<<<<
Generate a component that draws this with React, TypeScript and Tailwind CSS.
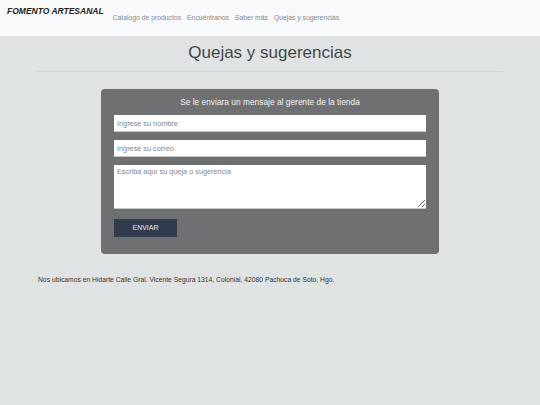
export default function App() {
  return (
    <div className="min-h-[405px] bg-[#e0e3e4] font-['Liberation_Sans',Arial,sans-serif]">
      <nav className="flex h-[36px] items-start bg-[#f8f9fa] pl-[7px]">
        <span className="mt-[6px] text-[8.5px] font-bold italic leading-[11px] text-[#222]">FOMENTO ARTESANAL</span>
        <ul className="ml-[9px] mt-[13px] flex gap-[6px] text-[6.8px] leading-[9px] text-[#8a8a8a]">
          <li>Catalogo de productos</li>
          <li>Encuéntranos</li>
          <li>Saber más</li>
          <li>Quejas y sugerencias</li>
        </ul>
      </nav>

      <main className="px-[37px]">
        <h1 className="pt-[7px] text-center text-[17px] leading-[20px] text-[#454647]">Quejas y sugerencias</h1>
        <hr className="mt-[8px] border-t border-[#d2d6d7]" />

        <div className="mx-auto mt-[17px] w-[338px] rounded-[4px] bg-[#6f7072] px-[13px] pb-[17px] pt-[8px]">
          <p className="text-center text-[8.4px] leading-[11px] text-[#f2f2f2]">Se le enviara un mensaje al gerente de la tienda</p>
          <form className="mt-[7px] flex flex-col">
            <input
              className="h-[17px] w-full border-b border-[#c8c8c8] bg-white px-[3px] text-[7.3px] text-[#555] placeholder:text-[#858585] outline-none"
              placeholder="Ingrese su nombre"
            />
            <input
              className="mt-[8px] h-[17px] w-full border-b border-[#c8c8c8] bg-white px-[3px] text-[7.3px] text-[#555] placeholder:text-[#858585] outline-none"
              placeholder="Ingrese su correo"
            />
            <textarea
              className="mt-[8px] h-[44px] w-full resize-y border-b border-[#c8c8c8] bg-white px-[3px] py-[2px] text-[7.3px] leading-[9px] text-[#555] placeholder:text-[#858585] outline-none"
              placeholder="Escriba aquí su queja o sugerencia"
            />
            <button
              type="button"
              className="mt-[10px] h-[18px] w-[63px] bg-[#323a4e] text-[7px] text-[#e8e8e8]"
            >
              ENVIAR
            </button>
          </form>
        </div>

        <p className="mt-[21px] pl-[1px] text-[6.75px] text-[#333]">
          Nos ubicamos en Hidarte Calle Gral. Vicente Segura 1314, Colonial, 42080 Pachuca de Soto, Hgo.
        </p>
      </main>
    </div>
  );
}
>>>>
▶ **Exercise**: Your task is an exact transcription of all the data, minus the pictures.

▶ **Answer to this task**:
Generate a component that draws this with React, TypeScript and Tailwind CSS.
export default function App() {
  return (
    <div className="min-h-[405px] bg-[#e0e3e4] font-['Liberation_Sans',Arial,sans-serif]">
      <nav className="flex h-[36px] items-start bg-[#f8f9fa] pl-[7px]">
        <span className="mt-[6px] text-[8.5px] font-bold italic leading-[11px] text-[#222]">FOMENTO ARTESANAL</span>
        <ul className="ml-[9px] mt-[13px] flex gap-[6px] text-[6.8px] leading-[9px] text-[#8a8a8a]">
          <li>Catalogo de productos</li>
          <li>Encuéntranos</li>
          <li>Saber más</li>
          <li>Quejas y sugerencias</li>
        </ul>
      </nav>

      <main className="px-[37px]">
        <h1 className="pt-[7px] text-center text-[17px] leading-[20px] text-[#454647]">Quejas y sugerencias</h1>
        <hr className="mt-[8px] border-t border-[#d2d6d7]" />

        <div className="mx-auto mt-[17px] w-[338px] rounded-[4px] bg-[#6f7072] px-[13px] pb-[17px] pt-[8px]">
          <p className="text-center text-[8.4px] leading-[11px] text-[#f2f2f2]">Se le enviara un mensaje al gerente de la tienda</p>
          <form className="mt-[7px] flex flex-col">
            <input
              className="h-[17px] w-full border-b border-[#c8c8c8] bg-white px-[3px] text-[7.3px] text-[#555] placeholder:text-[#858585] outline-none"
              placeholder="Ingrese su nombre"
            />
            <input
              className="mt-[8px] h-[17px] w-full border-b border-[#c8c8c8] bg-white px-[3px] text-[7.3px] text-[#555] placeholder:text-[#858585] outline-none"
              placeholder="Ingrese su correo"
            />
            <textarea
              className="mt-[8px] h-[44px] w-full resize-y border-b border-[#c8c8c8] bg-white px-[3px] py-[2px] text-[7.3px] leading-[9px] text-[#555] placeholder:text-[#858585] outline-none"
              placeholder="Escriba aquí su queja o sugerencia"
            />
            <button
              type="button"
              className="mt-[10px] h-[18px] w-[63px] bg-[#323a4e] text-[7px] text-[#e8e8e8]"
            >
              ENVIAR
            </button>
          </form>
        </div>

        <p className="mt-[21px] pl-[1px] text-[6.75px] text-[#333]">
          Nos ubicamos en Hidarte Calle Gral. Vicente Segura 1314, Colonial, 42080 Pachuca de Soto, Hgo.
        </p>
      </main>
    </div>
  );
}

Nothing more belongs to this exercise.